We are delighted to present Lydia Janssen: A Course Change, on view from June 19-September 5, 2014. The exhibition, consisting of nine large-scale paintings, is Janssen’s debut solo exhibition in a New York City gallery. Janssen currently lives in Singapore, but will be in New York for the opening reception on Thursday, June 19, 6-8 pm.
Janssen begins each painting with a gessoed canvas on which she outlines animals in broad strokes of charcoal. The animals, seen in parts or whole, are caught and stilled on canvas, while also cantering across the surface. Janssen demonstrates a masterful voice in her ability to find both stillness and action all at once. The animals are suspended in swaths of soft pastels, pinks, and baby blues, painted in surprising tandem with fiery oranges and deep reds.
Cows, horses and rabbits take wild, long strides across the canvases, marked with iconic imagery of the Wild West—a horseshoe, an American Indian feathered headdress, a gun, and random letters and numbers. The symbols come to the artist in a stream of consciousness form, pulled from a fertile, active imagination. There’s a narrative in the paintings, if you can move your eye swiftly enough to catch it. The stories of wild, barely contained animals are conjured with oil paint, charcoal, and pastel, scrubbed and rubbed with the artist’s choice tools of palette knife and paper towel, as she eschews conventional paintbrushes.
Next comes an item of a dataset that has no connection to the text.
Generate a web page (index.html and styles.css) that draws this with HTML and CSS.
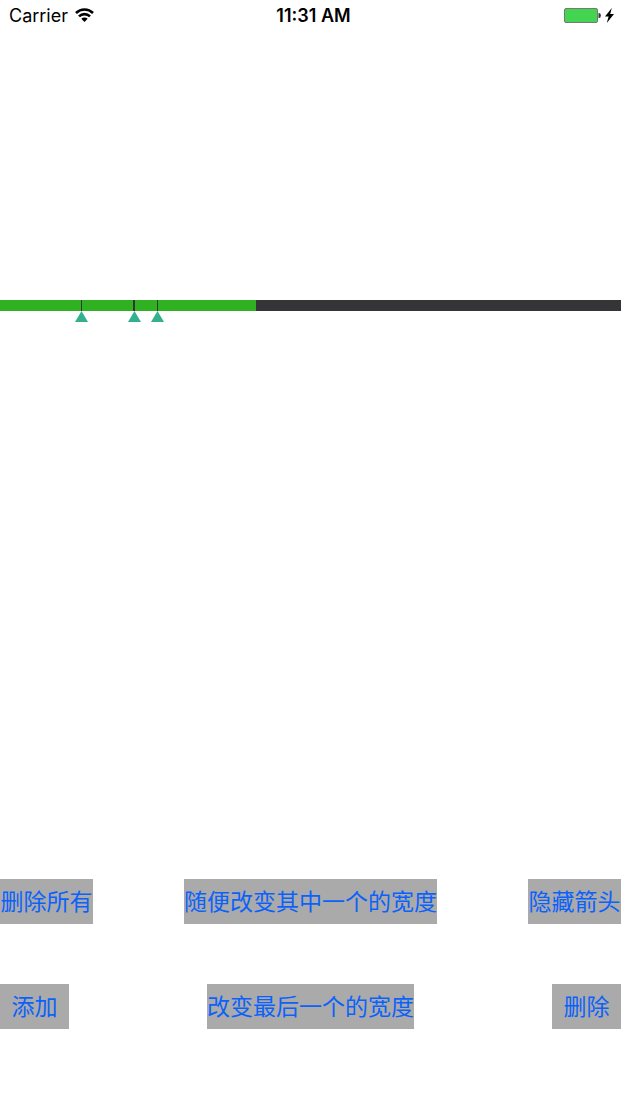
FILE: index.html
```html
<!DOCTYPE html>
<html lang="zh-CN">
<head>
<meta charset="utf-8">
<meta name="viewport" content="width=device-width, initial-scale=1">
<title>Progress</title>
<link rel="stylesheet" href="styles.css">
</head>
<body>
<div class="screen">
  <header class="status">
    <div class="carrier"><span>Carrier</span>
      <svg class="wifi" viewBox="0 0 19 14" aria-hidden="true"><path d="M1 5a12.2 12.2 0 0 1 17 0M4 8.4a7.9 7.9 0 0 1 11 0" fill="none" stroke="#000" stroke-width="2.6"/><path d="M9.5 14 6.3 10.8a4.6 4.6 0 0 1 6.4 0z"/></svg>
    </div>
    <time class="clock">11:31 AM</time>
    <div class="power">
      <svg class="battery" viewBox="0 0 38 16" aria-hidden="true"><rect x=".5" y=".5" width="33" height="14" rx="1.5" fill="#43d551" stroke="#777"/><path d="M34.5 5h.5a1.5 2 0 0 1 0 5h-.5z" fill="#333"/></svg>
      <svg class="bolt" viewBox="0 0 9 15" aria-hidden="true"><path d="M6.8 0 0 8.6h3.6L1.8 15 9 6H5.2z"/></svg>
    </div>
  </header>
  <main class="content">
    <div class="progress" role="progressbar" aria-label="进度" aria-valuenow="41">
      <div class="fill"></div>
      <span class="mark" style="left:81px"></span>
      <span class="mark wide" style="left:133px"></span>
      <span class="mark" style="left:157px"></span>
    </div>
    <div class="actions">
      <div class="row"><button class="medium">删除所有</button><button>随便改变其中一个的宽度</button><button class="medium">隐藏箭头</button></div>
      <div class="row"><button class="short">添加</button><button>改变最后一个的宽度</button><button class="short">删除</button></div>
    </div>
  </main>
</div>
</body>
</html>
```
FILE: styles.css
```css
* { box-sizing: border-box; }
body { margin: 0; background: #fff; color: #000; font-family: Inter, "Noto Sans CJK SC", sans-serif; }
.screen { min-height: 100vh; display: flex; flex-direction: column; }
.status { display: grid; grid-template-columns: 1fr auto 1fr; align-items: center; height: 32px; padding: 0 7px 0 9px; font-size: 18px; line-height: 20px; }
.carrier { display: flex; align-items: center; gap: 7px; }
.wifi { width: 19px; height: 14px; margin-bottom: 2px; }
.clock { padding-left: 4px; font-weight: 600; }
.power { display: flex; align-items: center; justify-content: flex-end; gap: 3px; }
.battery { width: 38px; height: 16px; }
.bolt { width: 9px; height: 15px; margin-bottom: 2px; }
.content { flex: 1; display: flex; flex-direction: column; justify-content: space-between; padding: 268px 0 75px; }
.progress { position: relative; height: 11px; background: #353437; }
.fill { width: 256px; height: 11px; background: #30b121; }
.mark { position: absolute; top: 0; width: 1px; height: 11px; background: #353437; }
.mark::after { content: ""; position: absolute; top: 11px; left: -6px; width: 13px; height: 11px; background: #32b08f; clip-path: polygon(50% 0, 100% 100%, 0 100%); }
.wide { width: 2px; }
.wide::after { left: -5px; }
.actions { display: flex; flex-direction: column; gap: 60px; }
.row { display: grid; grid-template-columns: 1fr auto 1fr; }
button { height: 45px; padding: 0 0 2px; border: 0; background: #aaa; color: #0b62fb; font-family: "Noto Sans CJK SC", sans-serif; font-size: 23px; line-height: 43px; white-space: nowrap; }
button:first-child { justify-self: start; }
button:last-child { justify-self: end; }
.medium { width: 93px; }
.short { width: 69px; }
```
Janssen, born in Lansing, Michigan, received a BA from Sarah Lawrence College. After graduation, she moved to New York City to pursue her dance career. The artist has always moved between two passions and careers of modern dance and painting. After receiving training and guidance from Merce Cunningham muse Viola Farber-Slayton, she performed in New York with modern dance troupes Pam Tanowitz Dance Company and Jordana Toback. After two dislocated knees, at age 19 and 22, Janssen’s dance career took a downward spiral and she returned with more fervor to her art making.
From 2005-2007, Janssen studied at New York’s Art Students League with Larry Poons and Ronnie Landfield, among other top teachers. She found a kinship with Poons, who emphasized a rigor in color, speed and technique that reminded her of the intensity of training with Russian ballet teachers. “Larry instructed us not to move back from the canvas to see what we had done for the first hour of class, but insisted that we keep painting,” recalls Janssen.
While she continued to heal from her dance injuries, Janssen studied and painted, but remained angry with her body for forsaking her. Looking back at that productive, yet emotionally charged time, Janssen acknowledges that her body has always been her motivation as a painter. Feeling a physical lack of freedom to move has informed Janssen’s work ever since her injuries.
Since becoming a mother and experiencing pregnancy and breastfeeding, Janssen has made new discoveries about her body. While she often feels that she is just a physical form with parts for feeding and nurturing, there’s also a celebration in the new physical role she plays. Janssen has exhibited throughout the US, has had work included in dance, film and television productions and has private collectors worldwide.